Data section:
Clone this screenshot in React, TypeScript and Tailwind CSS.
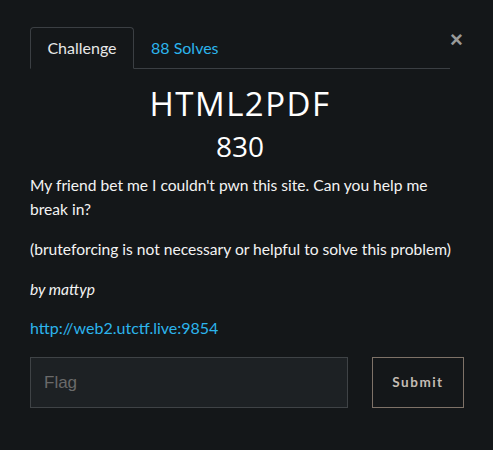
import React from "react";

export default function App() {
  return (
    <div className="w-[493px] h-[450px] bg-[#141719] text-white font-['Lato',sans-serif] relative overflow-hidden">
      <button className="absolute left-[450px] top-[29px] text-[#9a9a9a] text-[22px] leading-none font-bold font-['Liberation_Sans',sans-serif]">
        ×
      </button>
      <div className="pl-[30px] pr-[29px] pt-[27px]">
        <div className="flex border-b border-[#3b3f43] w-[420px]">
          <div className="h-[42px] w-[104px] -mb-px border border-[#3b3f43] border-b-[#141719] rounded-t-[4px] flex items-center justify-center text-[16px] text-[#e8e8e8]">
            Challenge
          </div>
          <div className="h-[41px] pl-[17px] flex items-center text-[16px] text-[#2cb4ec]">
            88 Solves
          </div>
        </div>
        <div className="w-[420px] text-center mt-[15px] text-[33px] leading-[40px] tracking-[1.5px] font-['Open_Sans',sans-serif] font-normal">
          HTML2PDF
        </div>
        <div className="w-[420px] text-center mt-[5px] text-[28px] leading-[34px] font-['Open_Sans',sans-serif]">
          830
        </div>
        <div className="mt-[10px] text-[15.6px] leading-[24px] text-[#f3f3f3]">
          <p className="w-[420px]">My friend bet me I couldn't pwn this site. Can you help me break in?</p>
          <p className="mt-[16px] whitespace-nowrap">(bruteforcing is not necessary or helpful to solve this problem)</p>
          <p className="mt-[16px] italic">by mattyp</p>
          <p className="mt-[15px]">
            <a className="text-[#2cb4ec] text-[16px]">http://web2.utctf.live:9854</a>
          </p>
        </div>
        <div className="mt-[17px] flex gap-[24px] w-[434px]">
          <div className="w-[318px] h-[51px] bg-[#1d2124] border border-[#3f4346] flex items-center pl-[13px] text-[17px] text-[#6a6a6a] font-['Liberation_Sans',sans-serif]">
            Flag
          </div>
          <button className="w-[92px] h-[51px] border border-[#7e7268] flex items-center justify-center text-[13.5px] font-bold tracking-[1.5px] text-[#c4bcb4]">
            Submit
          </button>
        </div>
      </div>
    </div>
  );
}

Job: Leave out any pictures, please, and quote only the lines from the top of the data through the line that contains "import React from".

Exercise result:
Clone this screenshot in React, TypeScript and Tailwind CSS.
import React from "react";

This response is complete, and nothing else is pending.